((

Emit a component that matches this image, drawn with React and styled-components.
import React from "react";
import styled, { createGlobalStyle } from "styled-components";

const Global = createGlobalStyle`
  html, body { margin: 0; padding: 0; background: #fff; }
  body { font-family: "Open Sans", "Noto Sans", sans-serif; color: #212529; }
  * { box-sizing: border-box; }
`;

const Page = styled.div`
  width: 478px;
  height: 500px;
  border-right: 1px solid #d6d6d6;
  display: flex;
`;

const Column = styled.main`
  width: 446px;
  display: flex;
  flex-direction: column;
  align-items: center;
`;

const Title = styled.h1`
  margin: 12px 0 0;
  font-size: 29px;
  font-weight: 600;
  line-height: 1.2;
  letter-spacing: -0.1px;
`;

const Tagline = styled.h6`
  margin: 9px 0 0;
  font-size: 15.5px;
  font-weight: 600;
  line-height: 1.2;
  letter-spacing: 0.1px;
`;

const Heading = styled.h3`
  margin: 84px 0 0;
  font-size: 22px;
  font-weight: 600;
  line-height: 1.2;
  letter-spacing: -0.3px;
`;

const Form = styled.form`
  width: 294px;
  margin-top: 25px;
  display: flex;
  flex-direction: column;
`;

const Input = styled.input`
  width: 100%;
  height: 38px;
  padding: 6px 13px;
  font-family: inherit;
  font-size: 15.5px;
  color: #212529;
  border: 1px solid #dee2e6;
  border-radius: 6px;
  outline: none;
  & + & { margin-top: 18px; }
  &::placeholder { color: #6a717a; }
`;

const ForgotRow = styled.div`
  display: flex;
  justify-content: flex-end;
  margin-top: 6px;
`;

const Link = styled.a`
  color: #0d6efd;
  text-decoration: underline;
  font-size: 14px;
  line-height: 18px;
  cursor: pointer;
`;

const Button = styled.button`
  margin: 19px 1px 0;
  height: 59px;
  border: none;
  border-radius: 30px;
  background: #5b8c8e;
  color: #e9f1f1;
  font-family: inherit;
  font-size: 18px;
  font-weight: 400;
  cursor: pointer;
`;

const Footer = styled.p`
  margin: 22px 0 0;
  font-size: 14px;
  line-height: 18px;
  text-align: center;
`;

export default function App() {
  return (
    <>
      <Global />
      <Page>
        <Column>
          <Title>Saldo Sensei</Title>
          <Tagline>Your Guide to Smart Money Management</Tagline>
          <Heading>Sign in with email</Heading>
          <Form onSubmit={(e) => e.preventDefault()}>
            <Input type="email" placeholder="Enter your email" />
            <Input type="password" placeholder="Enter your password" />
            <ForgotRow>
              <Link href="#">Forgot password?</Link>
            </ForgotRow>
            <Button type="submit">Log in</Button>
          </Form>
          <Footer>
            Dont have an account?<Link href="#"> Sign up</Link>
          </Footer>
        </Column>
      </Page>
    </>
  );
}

))

Make an exact copy of all the data.

Emit a component that matches this image, drawn with React and styled-components.
import React from "react";
import styled, { createGlobalStyle } from "styled-components";

const Global = createGlobalStyle`
  html, body { margin: 0; padding: 0; background: #fff; }
  body { font-family: "Open Sans", "Noto Sans", sans-serif; color: #212529; }
  * { box-sizing: border-box; }
`;

const Page = styled.div`
  width: 478px;
  height: 500px;
  border-right: 1px solid #d6d6d6;
  display: flex;
`;

const Column = styled.main`
  width: 446px;
  display: flex;
  flex-direction: column;
  align-items: center;
`;

const Title = styled.h1`
  margin: 12px 0 0;
  font-size: 29px;
  font-weight: 600;
  line-height: 1.2;
  letter-spacing: -0.1px;
`;

const Tagline = styled.h6`
  margin: 9px 0 0;
  font-size: 15.5px;
  font-weight: 600;
  line-height: 1.2;
  letter-spacing: 0.1px;
`;

const Heading = styled.h3`
  margin: 84px 0 0;
  font-size: 22px;
  font-weight: 600;
  line-height: 1.2;
  letter-spacing: -0.3px;
`;

const Form = styled.form`
  width: 294px;
  margin-top: 25px;
  display: flex;
  flex-direction: column;
`;

const Input = styled.input`
  width: 100%;
  height: 38px;
  padding: 6px 13px;
  font-family: inherit;
  font-size: 15.5px;
  color: #212529;
  border: 1px solid #dee2e6;
  border-radius: 6px;
  outline: none;
  & + & { margin-top: 18px; }
  &::placeholder { color: #6a717a; }
`;

const ForgotRow = styled.div`
  display: flex;
  justify-content: flex-end;
  margin-top: 6px;
`;

const Link = styled.a`
  color: #0d6efd;
  text-decoration: underline;
  font-size: 14px;
  line-height: 18px;
  cursor: pointer;
`;

const Button = styled.button`
  margin: 19px 1px 0;
  height: 59px;
  border: none;
  border-radius: 30px;
  background: #5b8c8e;
  color: #e9f1f1;
  font-family: inherit;
  font-size: 18px;
  font-weight: 400;
  cursor: pointer;
`;

const Footer = styled.p`
  margin: 22px 0 0;
  font-size: 14px;
  line-height: 18px;
  text-align: center;
`;

export default function App() {
  return (
    <>
      <Global />
      <Page>
        <Column>
          <Title>Saldo Sensei</Title>
          <Tagline>Your Guide to Smart Money Management</Tagline>
          <Heading>Sign in with email</Heading>
          <Form onSubmit={(e) => e.preventDefault()}>
            <Input type="email" placeholder="Enter your email" />
            <Input type="password" placeholder="Enter your password" />
            <ForgotRow>
              <Link href="#">Forgot password?</Link>
            </ForgotRow>
            <Button type="submit">Log in</Button>
          </Form>
          <Footer>
            Dont have an account?<Link href="#"> Sign up</Link>
          </Footer>
        </Column>
      </Page>
    </>
  );
}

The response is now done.